:: TASK BRIEF ::
Pick out all lines in the listing holding the string "components" and copy them.

:: RECORDS TO PROCESS ::
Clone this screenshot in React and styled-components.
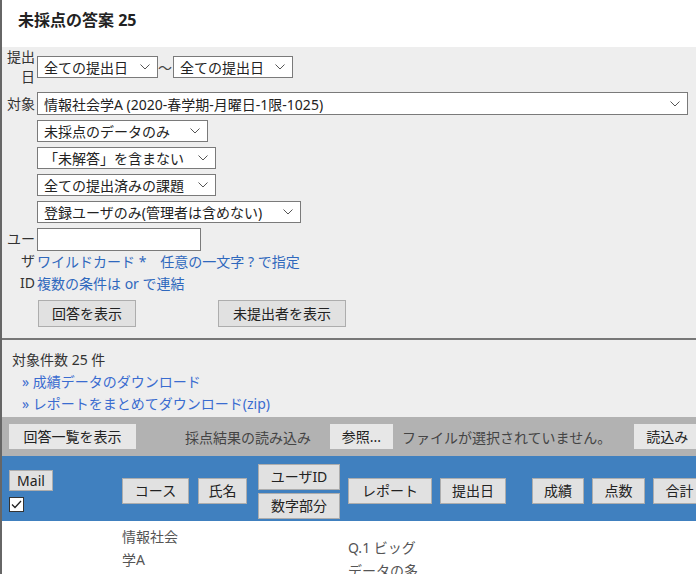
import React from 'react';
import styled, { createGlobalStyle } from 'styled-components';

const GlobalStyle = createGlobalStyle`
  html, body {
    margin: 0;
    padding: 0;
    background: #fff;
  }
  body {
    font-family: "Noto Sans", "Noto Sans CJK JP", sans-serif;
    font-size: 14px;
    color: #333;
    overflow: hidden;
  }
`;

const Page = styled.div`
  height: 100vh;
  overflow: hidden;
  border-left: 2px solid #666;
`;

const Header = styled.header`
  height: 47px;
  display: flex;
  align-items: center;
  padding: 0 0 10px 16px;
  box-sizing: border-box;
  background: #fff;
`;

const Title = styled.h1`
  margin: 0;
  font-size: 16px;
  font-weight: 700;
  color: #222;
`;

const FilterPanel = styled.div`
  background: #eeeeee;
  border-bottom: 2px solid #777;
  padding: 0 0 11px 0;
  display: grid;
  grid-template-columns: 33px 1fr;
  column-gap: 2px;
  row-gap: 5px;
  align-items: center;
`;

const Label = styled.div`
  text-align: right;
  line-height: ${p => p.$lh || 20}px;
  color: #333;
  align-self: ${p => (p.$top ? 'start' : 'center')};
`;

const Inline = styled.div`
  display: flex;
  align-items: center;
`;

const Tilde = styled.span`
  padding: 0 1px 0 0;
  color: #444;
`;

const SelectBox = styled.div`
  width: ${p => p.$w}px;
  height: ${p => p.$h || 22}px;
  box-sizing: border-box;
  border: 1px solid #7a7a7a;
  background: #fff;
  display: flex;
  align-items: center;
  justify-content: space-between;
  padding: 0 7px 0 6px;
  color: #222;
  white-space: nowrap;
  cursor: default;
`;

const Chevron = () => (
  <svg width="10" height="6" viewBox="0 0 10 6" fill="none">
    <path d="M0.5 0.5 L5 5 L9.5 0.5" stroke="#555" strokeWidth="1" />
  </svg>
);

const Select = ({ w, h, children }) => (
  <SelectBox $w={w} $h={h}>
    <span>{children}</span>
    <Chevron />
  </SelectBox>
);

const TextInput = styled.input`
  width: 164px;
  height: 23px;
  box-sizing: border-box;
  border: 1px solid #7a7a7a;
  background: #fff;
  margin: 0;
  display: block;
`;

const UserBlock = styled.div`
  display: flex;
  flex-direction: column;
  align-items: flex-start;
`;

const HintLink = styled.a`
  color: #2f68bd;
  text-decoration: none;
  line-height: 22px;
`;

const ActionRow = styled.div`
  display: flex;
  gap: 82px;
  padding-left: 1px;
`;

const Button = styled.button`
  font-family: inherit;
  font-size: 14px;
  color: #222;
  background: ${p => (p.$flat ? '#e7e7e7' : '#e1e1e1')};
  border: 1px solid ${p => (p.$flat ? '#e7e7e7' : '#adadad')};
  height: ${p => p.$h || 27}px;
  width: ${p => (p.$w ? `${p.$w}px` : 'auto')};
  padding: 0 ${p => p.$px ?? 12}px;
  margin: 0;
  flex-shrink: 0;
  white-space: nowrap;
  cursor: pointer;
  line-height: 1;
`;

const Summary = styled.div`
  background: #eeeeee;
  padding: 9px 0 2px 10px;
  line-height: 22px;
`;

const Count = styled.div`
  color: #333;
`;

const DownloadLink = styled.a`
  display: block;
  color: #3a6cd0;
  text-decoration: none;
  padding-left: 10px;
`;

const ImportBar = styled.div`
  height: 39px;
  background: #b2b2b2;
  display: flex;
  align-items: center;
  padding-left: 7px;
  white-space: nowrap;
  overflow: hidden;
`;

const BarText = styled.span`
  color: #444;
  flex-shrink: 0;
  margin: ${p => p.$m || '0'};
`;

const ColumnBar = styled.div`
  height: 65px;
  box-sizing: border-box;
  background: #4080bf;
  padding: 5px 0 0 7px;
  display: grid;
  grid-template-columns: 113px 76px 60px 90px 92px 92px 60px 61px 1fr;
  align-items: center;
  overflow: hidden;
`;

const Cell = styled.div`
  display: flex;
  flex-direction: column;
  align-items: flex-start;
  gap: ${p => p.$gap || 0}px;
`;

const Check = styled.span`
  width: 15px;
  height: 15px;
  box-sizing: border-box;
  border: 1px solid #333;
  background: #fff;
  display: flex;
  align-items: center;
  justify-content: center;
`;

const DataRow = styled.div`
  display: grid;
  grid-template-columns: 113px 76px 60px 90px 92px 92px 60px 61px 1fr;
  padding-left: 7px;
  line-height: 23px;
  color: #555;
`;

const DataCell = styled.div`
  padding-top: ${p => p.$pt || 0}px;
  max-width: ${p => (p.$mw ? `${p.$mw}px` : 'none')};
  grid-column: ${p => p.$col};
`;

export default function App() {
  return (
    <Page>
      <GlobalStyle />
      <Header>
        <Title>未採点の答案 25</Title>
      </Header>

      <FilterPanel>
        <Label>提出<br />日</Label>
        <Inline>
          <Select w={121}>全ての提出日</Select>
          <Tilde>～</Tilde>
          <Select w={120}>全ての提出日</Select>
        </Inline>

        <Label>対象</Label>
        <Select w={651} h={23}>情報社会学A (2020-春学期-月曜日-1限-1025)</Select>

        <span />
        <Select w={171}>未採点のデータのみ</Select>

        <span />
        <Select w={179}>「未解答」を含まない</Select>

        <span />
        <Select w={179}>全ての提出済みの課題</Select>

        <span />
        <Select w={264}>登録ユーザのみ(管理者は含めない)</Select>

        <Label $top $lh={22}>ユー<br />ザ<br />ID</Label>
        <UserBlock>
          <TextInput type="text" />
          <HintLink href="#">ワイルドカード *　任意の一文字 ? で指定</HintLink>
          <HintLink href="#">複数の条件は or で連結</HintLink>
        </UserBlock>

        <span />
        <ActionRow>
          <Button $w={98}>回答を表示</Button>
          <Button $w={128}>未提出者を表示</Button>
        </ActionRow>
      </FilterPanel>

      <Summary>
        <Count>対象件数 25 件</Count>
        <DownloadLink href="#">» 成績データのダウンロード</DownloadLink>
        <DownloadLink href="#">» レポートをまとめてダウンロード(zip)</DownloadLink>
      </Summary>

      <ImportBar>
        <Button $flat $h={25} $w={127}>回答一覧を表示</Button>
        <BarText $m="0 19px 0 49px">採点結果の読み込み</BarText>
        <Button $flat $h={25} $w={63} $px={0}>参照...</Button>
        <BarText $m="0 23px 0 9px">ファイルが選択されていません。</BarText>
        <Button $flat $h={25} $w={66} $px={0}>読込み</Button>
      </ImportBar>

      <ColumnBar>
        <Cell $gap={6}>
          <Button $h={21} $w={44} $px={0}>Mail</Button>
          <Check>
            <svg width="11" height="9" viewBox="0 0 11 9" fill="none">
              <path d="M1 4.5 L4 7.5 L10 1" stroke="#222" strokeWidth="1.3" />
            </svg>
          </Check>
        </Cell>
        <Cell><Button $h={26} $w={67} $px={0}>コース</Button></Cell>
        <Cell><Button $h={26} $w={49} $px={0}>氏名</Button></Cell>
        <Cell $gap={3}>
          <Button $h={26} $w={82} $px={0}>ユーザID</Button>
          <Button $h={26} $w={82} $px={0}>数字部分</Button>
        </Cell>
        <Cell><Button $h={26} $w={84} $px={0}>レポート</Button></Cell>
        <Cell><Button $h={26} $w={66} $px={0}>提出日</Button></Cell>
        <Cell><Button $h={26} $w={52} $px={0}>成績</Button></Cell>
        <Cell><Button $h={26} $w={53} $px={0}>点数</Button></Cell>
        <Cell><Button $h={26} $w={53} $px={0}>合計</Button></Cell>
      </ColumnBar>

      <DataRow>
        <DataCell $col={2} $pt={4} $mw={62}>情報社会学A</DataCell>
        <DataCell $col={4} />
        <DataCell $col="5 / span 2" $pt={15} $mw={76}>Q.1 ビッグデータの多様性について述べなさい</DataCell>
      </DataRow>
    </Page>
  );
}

...

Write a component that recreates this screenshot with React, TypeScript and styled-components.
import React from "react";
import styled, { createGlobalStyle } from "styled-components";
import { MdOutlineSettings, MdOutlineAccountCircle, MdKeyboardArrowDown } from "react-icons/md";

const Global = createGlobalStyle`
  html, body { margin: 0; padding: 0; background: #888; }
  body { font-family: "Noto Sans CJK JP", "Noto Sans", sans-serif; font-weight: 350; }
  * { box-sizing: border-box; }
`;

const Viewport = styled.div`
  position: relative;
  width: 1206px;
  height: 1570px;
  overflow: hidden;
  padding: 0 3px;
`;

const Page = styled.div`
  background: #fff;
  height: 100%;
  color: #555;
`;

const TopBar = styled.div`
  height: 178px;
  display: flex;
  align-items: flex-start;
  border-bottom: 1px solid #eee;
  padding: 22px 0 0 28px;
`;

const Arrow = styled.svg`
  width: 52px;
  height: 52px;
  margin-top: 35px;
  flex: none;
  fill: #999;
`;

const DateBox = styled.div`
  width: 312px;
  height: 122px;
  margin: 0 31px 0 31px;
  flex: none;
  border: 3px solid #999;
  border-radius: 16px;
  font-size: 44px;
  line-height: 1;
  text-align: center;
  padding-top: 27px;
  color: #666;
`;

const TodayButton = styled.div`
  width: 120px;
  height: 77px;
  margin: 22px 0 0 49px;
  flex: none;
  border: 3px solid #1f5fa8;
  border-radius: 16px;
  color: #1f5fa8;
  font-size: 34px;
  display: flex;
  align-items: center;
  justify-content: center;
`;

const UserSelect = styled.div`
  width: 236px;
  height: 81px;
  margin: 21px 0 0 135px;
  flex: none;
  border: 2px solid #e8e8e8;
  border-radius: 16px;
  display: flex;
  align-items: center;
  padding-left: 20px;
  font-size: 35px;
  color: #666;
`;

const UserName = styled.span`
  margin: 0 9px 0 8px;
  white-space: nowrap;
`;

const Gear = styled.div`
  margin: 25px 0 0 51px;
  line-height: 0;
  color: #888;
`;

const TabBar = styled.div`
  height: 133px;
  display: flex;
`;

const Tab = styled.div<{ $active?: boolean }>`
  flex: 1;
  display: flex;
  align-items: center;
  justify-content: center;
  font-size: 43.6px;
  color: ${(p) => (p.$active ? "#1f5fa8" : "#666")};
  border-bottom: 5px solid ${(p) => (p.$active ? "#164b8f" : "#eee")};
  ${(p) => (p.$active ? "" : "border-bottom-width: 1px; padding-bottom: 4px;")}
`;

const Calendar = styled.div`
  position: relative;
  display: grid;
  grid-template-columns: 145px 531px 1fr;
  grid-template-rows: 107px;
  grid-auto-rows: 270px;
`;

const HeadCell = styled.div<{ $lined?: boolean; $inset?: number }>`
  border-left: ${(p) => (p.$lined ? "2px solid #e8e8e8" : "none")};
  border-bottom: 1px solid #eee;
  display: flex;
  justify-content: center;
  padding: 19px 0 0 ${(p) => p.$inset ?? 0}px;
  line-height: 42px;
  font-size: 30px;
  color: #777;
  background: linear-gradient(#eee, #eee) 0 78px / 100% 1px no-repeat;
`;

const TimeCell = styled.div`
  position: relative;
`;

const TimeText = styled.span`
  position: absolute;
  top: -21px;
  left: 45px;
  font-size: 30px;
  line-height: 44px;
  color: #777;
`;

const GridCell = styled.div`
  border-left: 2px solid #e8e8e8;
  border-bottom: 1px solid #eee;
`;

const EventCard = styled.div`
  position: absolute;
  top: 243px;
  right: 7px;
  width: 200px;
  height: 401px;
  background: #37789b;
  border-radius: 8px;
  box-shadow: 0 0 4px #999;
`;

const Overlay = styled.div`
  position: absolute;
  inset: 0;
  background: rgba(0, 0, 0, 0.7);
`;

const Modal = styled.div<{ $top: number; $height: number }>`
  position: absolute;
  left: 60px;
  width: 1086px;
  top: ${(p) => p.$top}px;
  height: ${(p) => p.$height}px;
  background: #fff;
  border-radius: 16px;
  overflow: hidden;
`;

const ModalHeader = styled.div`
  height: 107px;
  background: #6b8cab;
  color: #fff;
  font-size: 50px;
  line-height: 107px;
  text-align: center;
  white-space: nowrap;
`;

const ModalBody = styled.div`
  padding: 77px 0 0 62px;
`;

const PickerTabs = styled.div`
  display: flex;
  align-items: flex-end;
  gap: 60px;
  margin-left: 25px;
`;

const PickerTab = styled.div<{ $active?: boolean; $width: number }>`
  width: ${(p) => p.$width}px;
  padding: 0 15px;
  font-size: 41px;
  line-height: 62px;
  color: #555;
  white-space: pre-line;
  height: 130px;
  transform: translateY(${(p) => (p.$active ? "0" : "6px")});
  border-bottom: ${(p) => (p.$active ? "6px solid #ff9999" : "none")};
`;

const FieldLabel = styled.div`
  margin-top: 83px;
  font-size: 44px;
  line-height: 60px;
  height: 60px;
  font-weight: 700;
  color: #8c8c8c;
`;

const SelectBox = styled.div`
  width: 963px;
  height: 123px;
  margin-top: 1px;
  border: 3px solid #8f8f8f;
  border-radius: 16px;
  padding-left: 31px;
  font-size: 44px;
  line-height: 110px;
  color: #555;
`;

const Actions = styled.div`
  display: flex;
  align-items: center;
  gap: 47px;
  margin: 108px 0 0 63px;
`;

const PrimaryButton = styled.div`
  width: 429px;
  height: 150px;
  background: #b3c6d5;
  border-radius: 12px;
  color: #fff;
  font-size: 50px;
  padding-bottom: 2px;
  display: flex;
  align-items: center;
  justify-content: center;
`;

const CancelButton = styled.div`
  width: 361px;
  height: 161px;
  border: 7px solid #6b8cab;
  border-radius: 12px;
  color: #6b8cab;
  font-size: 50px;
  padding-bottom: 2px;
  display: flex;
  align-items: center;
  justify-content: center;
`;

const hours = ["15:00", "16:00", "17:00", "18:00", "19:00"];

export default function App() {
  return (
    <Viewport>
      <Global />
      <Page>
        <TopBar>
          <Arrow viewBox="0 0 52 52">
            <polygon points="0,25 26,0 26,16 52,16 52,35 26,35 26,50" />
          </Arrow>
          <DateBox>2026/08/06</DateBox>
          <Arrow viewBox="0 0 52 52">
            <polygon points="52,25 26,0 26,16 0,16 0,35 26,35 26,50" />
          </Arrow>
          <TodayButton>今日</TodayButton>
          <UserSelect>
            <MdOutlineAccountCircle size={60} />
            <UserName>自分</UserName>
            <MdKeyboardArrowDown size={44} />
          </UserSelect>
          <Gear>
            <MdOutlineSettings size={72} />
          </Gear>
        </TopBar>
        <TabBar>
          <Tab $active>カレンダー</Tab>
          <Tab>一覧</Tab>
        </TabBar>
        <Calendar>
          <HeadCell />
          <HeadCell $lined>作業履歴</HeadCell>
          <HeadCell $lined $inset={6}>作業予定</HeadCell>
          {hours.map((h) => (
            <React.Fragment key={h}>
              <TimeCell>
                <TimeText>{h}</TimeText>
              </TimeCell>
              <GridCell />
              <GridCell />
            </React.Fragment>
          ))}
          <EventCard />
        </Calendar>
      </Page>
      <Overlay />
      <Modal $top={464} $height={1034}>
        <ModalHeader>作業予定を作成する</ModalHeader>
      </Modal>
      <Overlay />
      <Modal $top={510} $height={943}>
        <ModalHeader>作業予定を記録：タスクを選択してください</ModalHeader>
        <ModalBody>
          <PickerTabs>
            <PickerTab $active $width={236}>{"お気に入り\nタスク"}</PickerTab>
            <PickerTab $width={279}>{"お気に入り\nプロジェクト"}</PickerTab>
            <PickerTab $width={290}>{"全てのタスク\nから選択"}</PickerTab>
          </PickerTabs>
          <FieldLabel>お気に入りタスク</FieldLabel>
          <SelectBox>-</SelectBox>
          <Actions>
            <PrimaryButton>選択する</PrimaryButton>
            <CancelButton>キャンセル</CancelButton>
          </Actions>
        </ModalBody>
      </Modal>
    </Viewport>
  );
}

...

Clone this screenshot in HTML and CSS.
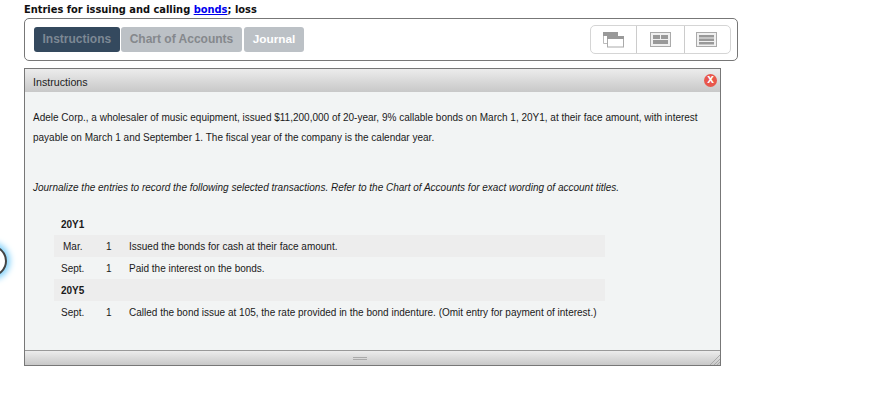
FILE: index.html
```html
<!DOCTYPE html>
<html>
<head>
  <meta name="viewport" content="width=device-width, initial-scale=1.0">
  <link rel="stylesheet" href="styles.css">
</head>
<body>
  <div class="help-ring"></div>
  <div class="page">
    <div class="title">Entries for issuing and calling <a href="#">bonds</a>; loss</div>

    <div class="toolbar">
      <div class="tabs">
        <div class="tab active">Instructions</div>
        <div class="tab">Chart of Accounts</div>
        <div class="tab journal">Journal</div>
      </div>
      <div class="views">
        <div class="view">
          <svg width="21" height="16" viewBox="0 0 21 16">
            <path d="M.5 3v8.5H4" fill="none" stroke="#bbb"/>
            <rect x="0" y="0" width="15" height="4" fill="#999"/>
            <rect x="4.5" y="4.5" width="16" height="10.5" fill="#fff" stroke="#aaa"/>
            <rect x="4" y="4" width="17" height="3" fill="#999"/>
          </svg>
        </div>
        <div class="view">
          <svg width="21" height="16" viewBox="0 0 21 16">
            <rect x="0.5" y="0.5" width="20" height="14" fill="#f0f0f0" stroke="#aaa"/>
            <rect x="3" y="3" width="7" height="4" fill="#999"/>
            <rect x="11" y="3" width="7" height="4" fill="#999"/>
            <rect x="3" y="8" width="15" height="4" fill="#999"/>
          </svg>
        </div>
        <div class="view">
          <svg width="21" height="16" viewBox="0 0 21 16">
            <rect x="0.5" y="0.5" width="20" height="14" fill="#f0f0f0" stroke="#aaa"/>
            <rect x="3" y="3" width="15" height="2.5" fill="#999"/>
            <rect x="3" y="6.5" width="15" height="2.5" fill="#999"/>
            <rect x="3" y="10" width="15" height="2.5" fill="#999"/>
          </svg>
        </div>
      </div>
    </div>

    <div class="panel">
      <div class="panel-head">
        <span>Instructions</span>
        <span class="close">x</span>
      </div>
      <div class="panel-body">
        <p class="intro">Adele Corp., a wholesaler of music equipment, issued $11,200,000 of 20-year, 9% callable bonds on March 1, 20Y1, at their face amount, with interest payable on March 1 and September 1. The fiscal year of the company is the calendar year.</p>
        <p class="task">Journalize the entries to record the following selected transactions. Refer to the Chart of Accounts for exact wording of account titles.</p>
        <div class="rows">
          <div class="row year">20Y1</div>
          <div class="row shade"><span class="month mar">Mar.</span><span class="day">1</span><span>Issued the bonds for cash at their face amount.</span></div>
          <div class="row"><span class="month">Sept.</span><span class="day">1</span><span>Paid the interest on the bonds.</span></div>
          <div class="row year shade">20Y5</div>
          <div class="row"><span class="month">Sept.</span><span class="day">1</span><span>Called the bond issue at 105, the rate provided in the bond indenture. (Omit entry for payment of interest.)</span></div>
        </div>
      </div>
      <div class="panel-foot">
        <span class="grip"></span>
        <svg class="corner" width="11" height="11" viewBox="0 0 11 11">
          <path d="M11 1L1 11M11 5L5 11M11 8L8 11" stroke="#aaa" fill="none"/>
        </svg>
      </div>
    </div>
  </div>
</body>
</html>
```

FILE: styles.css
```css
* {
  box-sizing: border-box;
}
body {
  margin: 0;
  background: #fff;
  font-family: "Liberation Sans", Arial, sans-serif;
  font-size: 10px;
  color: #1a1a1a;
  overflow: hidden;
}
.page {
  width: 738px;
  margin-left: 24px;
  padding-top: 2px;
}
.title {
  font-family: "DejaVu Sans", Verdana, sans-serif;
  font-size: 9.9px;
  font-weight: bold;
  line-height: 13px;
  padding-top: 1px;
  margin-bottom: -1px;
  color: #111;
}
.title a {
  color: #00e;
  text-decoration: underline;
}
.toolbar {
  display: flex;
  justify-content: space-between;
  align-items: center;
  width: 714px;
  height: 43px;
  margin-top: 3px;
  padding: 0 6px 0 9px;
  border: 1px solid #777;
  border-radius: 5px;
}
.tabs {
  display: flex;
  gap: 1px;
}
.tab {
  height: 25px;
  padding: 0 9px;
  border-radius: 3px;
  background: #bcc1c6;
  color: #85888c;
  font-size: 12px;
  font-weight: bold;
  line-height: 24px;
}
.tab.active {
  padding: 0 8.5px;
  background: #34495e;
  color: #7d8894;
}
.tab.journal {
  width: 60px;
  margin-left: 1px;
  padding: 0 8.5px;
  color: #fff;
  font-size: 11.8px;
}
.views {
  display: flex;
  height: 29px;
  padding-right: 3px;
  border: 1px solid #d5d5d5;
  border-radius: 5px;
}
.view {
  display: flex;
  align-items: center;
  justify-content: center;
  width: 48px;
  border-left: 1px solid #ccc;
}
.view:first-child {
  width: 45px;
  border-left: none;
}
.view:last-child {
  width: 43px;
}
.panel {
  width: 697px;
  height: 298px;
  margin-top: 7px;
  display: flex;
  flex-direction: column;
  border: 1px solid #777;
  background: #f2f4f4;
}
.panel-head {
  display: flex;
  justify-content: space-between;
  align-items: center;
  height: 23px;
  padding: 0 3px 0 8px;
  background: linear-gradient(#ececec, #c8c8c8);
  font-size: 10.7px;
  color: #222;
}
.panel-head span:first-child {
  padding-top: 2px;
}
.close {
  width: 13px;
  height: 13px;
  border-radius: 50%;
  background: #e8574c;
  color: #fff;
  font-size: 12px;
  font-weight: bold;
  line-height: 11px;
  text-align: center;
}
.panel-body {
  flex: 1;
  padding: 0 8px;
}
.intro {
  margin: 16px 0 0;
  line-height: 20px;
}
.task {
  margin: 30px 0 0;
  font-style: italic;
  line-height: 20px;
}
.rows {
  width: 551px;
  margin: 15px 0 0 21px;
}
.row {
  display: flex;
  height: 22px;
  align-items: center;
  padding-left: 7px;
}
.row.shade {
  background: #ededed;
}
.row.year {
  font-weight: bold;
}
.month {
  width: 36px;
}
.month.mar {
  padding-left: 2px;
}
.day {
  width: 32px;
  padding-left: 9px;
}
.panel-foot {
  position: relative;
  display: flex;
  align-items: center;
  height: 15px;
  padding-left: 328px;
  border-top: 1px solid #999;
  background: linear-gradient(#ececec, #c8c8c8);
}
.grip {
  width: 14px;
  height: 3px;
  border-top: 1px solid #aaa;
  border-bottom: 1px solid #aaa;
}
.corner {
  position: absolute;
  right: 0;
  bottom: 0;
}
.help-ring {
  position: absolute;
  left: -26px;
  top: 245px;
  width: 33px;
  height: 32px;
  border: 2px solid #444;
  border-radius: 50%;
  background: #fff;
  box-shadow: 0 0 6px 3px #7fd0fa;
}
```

:: ANSWER TO THE EXERCISE ::
Clone this screenshot in React and styled-components.
import styled, { createGlobalStyle } from 'styled-components';
Write a component that recreates this screenshot with React, TypeScript and styled-components.
import styled, { createGlobalStyle } from "styled-components";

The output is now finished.